Just after college I worked as a social worker at an agency for the blind in New Orleans. I remember one client particularly well. He was totally blind and deaf—an older fellow who spoke in a modified sign language and by spelling letters lightning-fast into your palm. Pat, who had worked there for years, was his favorite person to communicate with, but when she was gone, he'd come to me. Occasionally, while biking home from work, I'd see him from a distance crossing four lanes of traffic on St. Charles Avenue—usually against the light—his white cane held like a sword before him. He was always too far away for me to help, but my stomach would clench, and I'd hope that he'd make it across safely another time.

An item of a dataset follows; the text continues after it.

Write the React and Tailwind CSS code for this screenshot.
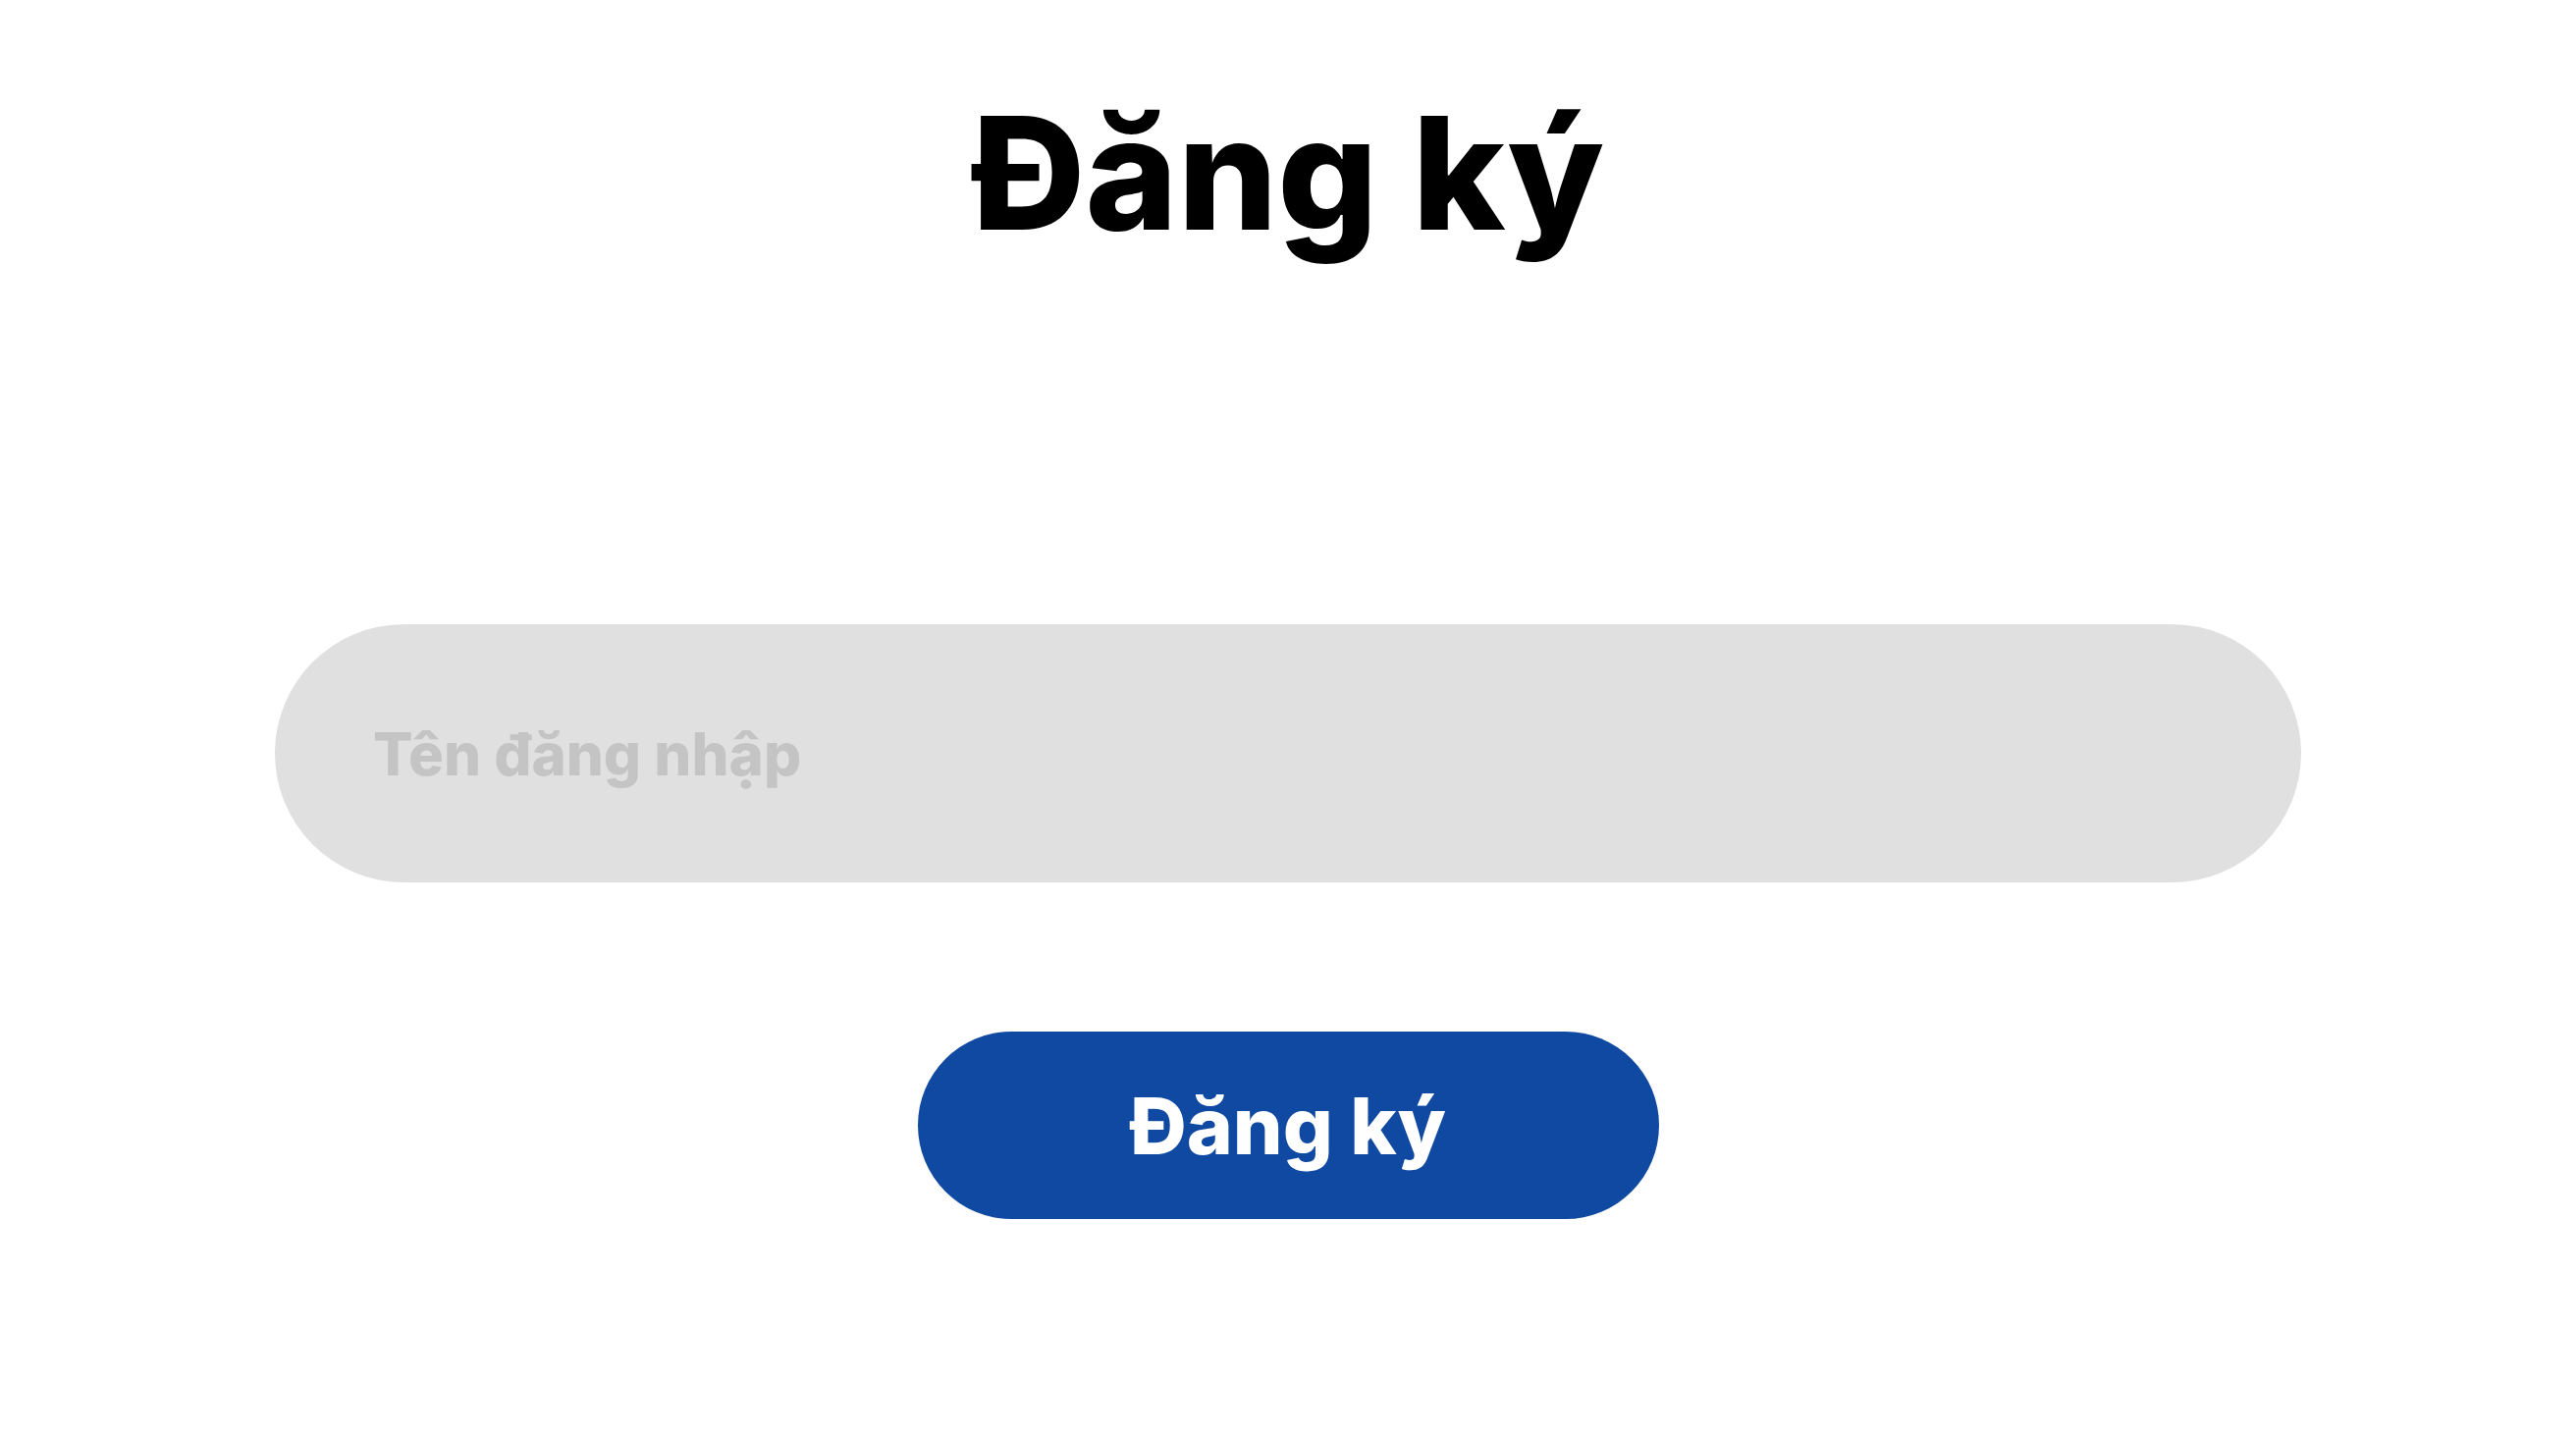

Reading Helen Keller in Love gave me a fresh awareness of what people who are blind endure, especially the deaf and blind. When I was young, The Miracle Worker played in movie theaters (with Patty Duke and Anne Bancroft) and this movie painted Helen in saint-like tones. How refreshing and humanizing is this biographical novel. In her first novel, Rose Sultan portrays Keller as a woman in her mid-thirties who is impatient at being dependent on care-givers, who is lusty, and who lies to those closest to her in an attempt to get the life she wants, one that most people take for granted—that of having a husband and family.

This book is based on a real love affair between Helen Keller and a male secretary during a period when her dear teacher, caregiver and friend, Annie Sullivan believed that she had contracted tuberculosis. The secretary, Peter Fagan, was an unemployed journalist when Annie's estranged husband selected him for the job.

Some unusual things I learned about Keller while reading this book included: she was a dyed in the wool socialist, a pacifist who led big rallies against the war, and a reformer who pressed officials to abolish slums in New York City. Her tours and speeches across the country brought in a huge amount of money, most of which she donated to other people who were blind, including some in Germany while we fought against that country in WWI. 

Sultan has a knack for capturing the sensory world, both the world Helen experienced and the one she did not. The author paints vivid pictures of tour and train scenes and life on Keller's farm in Massachusetts. One vivid scene recounts Helen swimming in the pond with Peter for the first time. Helen could smell wood smoke, grass, thunderstorms, tobacco on her lover's clothes, and even the smell of sickness on Annie. Outside, Helen felt the sun on her arms and during a lunch at which a band played music, she felt the reverberations of drums through the floorboards.

The conflicts in this book are huge: Helen fights against herself. She has always been honest and said exactly what she thought, but while having an affair with Peter that she hopes will lead to marriage she lies both to Annie and her mother, to both of whom she feels she owes a great debt. While her father wanted to send Helen to a freak show as a child to earn her keep, her mother fought back and demanded a teacher. Annie was the first person who managed to break through to Helen and teach her about the world, providing her with a rich, intellectual life. 

Helen also battles Annie and especially her mother. Both Annie and her mother decide that Peter is dangerous for her. They believe that Helen can never marry and they do their best to separate them.

This feisty novel about love and a woman's dramatic search for independence is one you will long remember. For books on similar topics, try E.L. Swann's Night Gardening about a woman with disabilities in love and Greeley's Autobiography of a Face about a young woman with Ewing's sarcoma also searching for love.